Second, public means online. Whenever the government has committed to making information public, the standard for “public” should include “freely accessible online.” Information cannot be considered public if it is available only inside a government building, during limited hours or for a fee. In the 21st century, information is properly described as “public” only if it is available online, for free, in some kind of reasonably parse-able format.
Third, data quality and presentation matter. Data should be made available online in as unrestricted a manner as possible, subject only to reasonable privacy and security concerns. Moreover, the Internet has redefined effective communications and publishing. It is an around-the-clock open medium, in which standard practices include continuous, contemporaneous dissemination, permanent searchability and reusability, among other key features.

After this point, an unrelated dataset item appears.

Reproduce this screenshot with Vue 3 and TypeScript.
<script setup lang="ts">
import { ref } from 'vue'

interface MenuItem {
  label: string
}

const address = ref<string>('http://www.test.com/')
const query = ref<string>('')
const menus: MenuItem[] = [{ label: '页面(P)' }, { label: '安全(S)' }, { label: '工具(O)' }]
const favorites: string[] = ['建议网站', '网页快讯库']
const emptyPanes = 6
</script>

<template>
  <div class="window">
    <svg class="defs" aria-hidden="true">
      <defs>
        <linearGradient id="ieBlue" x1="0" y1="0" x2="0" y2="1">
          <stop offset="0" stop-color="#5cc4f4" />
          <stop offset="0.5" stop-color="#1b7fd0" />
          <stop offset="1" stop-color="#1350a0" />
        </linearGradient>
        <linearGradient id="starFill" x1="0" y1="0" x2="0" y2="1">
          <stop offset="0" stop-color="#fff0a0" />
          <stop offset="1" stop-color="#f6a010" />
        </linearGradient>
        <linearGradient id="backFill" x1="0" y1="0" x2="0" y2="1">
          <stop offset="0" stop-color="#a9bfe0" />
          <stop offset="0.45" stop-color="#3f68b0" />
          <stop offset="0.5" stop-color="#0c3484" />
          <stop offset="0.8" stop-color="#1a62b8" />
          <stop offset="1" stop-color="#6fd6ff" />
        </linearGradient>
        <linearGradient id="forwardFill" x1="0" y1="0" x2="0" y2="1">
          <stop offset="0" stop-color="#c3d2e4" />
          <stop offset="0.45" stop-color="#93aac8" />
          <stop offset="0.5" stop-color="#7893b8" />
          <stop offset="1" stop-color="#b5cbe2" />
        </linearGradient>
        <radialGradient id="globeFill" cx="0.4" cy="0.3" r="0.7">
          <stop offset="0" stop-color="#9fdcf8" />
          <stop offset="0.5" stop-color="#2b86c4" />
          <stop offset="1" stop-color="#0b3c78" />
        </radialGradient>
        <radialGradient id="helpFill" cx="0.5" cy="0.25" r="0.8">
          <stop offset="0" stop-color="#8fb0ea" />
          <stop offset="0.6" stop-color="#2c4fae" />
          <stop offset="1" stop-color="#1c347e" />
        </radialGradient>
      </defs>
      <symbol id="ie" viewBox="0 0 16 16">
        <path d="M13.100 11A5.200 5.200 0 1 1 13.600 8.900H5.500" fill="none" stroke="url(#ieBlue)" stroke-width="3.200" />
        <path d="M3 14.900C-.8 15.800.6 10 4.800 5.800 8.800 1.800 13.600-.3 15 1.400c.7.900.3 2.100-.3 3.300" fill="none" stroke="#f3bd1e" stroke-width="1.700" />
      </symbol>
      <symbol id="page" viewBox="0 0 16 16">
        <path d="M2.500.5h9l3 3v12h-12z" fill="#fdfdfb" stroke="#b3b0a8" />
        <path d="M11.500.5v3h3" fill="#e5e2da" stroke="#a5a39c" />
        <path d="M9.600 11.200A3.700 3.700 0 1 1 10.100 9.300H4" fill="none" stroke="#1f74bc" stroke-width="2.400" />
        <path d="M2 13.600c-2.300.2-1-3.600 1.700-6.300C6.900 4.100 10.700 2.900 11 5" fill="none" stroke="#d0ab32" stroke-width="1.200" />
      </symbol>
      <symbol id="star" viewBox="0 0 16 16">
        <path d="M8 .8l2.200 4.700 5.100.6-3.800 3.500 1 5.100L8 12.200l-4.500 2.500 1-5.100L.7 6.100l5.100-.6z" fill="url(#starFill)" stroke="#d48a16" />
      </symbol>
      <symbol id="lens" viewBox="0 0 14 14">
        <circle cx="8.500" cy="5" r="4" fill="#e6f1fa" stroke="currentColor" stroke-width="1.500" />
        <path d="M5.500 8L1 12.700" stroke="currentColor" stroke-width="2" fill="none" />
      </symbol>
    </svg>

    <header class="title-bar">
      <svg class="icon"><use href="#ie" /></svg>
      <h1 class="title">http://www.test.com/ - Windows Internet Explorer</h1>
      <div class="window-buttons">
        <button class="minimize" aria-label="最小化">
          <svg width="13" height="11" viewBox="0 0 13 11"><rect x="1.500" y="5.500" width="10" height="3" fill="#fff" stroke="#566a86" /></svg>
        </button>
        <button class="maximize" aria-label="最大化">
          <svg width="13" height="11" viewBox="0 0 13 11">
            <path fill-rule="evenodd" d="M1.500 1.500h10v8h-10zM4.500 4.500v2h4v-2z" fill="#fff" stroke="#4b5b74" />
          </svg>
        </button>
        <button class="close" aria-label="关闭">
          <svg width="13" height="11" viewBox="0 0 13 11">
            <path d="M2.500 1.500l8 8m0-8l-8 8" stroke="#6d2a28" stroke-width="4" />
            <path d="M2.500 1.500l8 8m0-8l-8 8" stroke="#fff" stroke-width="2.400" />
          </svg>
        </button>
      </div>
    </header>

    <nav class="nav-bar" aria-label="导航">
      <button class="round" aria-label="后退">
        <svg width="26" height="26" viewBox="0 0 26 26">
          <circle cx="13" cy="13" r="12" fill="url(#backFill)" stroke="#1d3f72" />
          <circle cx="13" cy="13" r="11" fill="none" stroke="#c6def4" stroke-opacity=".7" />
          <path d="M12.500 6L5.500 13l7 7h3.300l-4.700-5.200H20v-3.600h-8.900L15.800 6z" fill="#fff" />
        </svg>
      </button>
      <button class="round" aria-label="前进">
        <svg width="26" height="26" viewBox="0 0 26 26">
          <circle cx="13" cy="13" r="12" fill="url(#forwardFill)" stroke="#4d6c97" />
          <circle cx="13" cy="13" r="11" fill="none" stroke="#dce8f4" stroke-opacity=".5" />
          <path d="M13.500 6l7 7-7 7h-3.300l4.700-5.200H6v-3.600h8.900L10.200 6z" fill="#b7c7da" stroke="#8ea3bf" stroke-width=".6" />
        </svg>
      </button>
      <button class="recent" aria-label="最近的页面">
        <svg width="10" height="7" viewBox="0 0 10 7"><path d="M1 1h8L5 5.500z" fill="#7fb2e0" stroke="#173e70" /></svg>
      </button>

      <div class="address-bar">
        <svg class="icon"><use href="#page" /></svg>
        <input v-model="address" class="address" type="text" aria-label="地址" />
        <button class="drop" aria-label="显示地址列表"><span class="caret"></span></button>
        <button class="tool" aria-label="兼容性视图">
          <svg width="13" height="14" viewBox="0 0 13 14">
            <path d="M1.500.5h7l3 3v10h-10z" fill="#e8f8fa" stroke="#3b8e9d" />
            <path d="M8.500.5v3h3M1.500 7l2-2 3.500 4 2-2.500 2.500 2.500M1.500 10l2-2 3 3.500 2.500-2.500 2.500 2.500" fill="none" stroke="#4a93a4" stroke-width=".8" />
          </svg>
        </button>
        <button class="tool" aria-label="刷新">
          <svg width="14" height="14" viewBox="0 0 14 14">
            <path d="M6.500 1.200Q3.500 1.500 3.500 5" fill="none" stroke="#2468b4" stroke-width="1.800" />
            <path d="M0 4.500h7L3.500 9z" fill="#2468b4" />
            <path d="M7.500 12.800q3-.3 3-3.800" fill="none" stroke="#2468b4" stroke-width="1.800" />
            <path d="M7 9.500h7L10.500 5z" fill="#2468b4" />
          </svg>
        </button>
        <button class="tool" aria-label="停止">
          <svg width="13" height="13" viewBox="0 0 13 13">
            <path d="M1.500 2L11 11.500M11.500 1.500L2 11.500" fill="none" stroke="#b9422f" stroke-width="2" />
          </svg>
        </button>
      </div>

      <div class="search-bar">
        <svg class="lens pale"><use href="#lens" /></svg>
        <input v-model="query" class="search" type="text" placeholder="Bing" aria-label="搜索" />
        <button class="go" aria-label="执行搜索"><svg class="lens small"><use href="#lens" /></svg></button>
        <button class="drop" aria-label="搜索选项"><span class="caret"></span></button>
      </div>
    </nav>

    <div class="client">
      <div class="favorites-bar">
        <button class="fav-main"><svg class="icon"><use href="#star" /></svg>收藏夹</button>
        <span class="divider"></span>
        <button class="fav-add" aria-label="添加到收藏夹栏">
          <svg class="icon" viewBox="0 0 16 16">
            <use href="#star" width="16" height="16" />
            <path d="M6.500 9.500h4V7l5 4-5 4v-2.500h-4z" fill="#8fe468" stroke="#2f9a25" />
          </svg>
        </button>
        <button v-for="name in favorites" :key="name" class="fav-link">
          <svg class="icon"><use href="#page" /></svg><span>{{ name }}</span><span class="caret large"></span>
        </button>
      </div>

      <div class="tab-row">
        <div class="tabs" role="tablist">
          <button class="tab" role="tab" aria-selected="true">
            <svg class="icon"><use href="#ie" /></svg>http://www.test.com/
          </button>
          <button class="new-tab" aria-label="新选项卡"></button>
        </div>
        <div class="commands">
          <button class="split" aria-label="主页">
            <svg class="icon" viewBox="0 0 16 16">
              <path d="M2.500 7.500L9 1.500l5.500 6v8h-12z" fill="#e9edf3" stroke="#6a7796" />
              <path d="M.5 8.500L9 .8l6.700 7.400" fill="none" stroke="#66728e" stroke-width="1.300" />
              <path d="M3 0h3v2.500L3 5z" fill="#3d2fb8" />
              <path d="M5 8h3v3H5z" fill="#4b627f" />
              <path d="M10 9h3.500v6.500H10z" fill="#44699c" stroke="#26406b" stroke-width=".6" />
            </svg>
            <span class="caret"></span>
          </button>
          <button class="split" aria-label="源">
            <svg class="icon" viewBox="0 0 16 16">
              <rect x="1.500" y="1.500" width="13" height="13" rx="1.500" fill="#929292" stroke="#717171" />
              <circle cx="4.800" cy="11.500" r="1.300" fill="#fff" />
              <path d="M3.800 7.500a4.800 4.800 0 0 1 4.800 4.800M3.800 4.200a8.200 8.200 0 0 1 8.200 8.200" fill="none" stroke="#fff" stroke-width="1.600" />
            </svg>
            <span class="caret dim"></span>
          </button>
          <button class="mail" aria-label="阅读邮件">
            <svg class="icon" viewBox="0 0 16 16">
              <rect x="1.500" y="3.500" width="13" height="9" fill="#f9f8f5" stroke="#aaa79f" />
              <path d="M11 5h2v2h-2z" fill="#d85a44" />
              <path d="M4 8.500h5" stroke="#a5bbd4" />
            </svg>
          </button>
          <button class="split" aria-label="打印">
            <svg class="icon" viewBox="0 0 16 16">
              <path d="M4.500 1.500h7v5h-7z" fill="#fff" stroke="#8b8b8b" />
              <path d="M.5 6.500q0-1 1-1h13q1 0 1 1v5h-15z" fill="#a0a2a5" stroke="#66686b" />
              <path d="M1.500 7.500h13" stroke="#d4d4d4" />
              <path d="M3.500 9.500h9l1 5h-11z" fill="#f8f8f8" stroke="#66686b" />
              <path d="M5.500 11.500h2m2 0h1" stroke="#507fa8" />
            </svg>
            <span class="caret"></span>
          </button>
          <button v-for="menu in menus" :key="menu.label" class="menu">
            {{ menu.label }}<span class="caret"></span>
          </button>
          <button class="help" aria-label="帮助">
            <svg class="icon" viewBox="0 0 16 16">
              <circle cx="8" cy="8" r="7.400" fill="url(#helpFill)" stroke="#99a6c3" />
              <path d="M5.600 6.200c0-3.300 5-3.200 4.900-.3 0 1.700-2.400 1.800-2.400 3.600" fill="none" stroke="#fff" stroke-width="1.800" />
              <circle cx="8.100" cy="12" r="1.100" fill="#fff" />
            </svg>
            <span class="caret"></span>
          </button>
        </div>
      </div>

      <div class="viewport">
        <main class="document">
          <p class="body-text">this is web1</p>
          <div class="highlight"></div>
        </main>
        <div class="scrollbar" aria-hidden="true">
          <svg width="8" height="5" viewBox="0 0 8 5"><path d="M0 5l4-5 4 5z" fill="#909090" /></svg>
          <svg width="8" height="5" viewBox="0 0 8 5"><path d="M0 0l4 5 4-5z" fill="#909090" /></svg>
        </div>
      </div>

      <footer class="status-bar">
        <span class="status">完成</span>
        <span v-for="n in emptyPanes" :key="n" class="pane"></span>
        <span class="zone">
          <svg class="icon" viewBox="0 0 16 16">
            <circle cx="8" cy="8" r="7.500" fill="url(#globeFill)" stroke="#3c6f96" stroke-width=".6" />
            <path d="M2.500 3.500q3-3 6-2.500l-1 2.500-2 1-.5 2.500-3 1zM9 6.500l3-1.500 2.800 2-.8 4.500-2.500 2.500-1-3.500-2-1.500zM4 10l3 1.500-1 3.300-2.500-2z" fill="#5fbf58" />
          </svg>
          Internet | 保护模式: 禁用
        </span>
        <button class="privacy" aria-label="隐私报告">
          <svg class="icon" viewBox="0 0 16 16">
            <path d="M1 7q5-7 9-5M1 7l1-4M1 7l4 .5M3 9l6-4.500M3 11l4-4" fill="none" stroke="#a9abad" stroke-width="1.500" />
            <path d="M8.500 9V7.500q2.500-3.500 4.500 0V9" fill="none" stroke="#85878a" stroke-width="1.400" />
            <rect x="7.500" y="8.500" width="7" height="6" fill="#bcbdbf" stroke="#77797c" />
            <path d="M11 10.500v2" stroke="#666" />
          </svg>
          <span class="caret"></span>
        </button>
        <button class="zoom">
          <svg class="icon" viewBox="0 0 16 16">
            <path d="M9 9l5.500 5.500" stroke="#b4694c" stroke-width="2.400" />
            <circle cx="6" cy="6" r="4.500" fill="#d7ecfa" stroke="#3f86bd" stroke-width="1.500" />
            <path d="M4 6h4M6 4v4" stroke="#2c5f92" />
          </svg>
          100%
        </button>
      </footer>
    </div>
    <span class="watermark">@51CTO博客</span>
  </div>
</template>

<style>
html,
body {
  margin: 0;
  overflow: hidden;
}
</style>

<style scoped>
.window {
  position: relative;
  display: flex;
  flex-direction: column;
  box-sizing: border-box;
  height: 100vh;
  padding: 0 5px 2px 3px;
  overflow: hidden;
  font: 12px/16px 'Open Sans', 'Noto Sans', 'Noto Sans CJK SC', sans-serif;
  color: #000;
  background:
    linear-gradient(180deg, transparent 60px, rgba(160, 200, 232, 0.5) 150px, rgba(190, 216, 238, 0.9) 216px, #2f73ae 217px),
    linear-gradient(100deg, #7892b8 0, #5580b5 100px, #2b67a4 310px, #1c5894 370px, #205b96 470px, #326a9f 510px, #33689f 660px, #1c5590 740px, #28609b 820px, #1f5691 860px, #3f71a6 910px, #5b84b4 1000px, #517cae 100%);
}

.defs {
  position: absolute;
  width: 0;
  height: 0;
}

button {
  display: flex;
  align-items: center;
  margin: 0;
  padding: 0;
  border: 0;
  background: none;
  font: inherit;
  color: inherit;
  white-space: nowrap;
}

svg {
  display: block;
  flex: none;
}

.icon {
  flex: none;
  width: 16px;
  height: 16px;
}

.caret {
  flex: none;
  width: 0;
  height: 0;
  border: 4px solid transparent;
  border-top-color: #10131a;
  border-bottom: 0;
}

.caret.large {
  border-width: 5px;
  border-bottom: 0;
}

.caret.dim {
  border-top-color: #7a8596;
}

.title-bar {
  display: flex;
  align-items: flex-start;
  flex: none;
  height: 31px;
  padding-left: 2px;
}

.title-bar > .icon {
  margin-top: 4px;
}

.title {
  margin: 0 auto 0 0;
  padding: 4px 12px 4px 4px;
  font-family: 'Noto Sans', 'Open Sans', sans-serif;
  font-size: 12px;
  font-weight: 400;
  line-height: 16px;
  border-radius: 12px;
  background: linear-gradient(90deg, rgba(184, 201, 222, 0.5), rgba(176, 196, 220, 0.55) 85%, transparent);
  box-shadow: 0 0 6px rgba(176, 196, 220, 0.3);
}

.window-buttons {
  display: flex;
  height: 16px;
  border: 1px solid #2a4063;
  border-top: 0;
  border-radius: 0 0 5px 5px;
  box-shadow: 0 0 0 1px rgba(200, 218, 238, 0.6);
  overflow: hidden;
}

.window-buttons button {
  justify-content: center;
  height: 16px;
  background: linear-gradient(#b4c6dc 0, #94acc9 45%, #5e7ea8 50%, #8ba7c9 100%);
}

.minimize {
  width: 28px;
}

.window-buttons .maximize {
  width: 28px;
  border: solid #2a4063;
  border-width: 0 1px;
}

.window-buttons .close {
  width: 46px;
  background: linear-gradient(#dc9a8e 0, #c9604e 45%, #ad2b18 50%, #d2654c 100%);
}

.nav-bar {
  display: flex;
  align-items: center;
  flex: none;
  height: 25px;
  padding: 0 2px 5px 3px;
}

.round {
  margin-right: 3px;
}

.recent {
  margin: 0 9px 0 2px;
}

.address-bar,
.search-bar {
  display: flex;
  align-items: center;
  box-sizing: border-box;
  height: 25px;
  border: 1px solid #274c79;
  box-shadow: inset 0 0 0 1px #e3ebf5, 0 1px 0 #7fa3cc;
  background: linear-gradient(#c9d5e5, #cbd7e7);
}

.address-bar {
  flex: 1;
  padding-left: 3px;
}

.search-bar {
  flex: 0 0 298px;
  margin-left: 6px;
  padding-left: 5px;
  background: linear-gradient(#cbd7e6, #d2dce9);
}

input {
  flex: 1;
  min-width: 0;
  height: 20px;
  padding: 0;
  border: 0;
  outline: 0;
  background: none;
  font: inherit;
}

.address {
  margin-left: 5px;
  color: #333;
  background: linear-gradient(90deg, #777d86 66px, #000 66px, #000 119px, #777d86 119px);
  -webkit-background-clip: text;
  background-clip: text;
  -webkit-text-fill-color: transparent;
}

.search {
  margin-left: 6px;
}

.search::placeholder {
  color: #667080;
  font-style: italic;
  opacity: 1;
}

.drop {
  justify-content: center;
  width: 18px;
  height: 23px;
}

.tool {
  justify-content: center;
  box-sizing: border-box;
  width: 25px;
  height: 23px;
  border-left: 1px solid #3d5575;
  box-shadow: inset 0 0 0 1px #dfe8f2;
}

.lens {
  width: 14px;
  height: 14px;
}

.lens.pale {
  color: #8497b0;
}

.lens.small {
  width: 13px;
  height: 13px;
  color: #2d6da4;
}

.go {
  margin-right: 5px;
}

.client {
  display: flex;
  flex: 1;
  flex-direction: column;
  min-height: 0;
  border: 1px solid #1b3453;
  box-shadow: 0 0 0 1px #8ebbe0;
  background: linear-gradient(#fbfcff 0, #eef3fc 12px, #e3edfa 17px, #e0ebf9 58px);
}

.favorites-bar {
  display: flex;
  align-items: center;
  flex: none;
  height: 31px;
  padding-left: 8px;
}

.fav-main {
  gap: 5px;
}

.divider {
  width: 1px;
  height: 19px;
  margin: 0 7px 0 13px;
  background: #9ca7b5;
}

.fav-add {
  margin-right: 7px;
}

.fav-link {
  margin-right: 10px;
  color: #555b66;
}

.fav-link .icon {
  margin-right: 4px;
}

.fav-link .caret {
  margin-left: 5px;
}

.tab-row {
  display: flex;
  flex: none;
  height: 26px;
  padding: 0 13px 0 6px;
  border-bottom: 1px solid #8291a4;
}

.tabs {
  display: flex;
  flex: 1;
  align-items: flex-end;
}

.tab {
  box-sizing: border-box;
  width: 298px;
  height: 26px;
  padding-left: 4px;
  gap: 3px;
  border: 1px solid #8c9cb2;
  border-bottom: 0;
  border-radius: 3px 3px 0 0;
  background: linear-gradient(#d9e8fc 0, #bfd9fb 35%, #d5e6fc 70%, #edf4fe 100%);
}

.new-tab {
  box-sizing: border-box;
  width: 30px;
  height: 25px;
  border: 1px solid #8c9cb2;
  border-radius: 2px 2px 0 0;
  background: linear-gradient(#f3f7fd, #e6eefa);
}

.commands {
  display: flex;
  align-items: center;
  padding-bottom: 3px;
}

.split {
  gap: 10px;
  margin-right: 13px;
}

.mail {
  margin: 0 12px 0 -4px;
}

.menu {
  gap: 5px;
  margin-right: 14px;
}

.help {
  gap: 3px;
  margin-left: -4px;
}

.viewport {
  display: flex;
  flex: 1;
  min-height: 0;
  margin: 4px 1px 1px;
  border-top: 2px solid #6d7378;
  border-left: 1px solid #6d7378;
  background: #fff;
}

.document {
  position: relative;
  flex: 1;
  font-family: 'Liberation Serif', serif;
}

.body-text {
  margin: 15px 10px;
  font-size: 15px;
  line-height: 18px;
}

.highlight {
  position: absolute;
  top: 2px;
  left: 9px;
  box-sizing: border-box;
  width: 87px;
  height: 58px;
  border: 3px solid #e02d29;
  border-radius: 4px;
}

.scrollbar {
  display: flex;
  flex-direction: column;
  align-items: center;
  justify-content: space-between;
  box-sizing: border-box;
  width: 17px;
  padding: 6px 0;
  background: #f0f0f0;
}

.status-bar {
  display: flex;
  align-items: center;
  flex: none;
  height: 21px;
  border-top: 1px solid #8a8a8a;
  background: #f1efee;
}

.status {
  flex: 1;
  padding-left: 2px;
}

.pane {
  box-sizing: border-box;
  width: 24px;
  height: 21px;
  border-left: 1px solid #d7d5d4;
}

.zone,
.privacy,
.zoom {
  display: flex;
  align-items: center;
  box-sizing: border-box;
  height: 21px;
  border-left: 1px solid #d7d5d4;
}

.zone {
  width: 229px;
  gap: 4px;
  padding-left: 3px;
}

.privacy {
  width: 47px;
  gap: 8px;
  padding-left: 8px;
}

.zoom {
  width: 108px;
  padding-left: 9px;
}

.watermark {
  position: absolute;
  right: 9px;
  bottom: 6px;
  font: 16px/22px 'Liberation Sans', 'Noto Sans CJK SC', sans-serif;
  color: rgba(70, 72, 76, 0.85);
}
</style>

Disclosure should move at the same pace as influence over such decisions; thus arbitrary periodic filing requirements (e.g., annual, quarterly or monthly) violate this standard and hinder public trust and participation. Fortunately, the Internet enables inexpensive real-time publishing.
Our role as citizens is only as strong as our government is open. The actions that make up our civic lives – informed voting, active participation, thoughtful discourse – all depend on access to public information. Our democracy depends upon it.
I applaud this Committee’s attention to opening up the government’s purse for public review. Doing so is crucial to making the government more open and accountable. I thank you for the opportunity to discuss this issue with you, and am looking forward to your questions.
Ellen Miller Biography
Ellen S. Miller is the co-founder and executive director of the Sunlight Foundation, a Washington-based, non-partisan nonprofit dedicated to using the power of the Internet to catalyze greater government openness and transparency. She is the founder of two other prominent Washington-based organizations in the field of money and politics — the Center for Responsive Politics and Public Campaign — and a nationally recognized expert on transparency and the influence of money in politics.
Her experience as a Washington advocate for more than 35 years spans the worlds of non-profit advocacy, grassroots activism and journalism. Ms. Miller’s work has been featured in Government Technology (“Top 25 Doers, Dreamers & Drivers in Public Sector Innovation,” March 2011), Washingtonian Magazine (“100 Tech Titans,” May, 2009), Fast Company, (“The Most Influential Women in Technology,” January, 2009), WIRED Magazine (“15 People The Next President Should Listen To,” October, 2008), and The Chronicle of Philanthropy (“Seeking Online Exposure,” January, 2008).
Ms. Miller also served as deputy director of Campaign for America’s Future, was the publisher of TomPaine.com and was a senior fellow at The American Prospect. She spent nearly a decade working on Capitol Hill.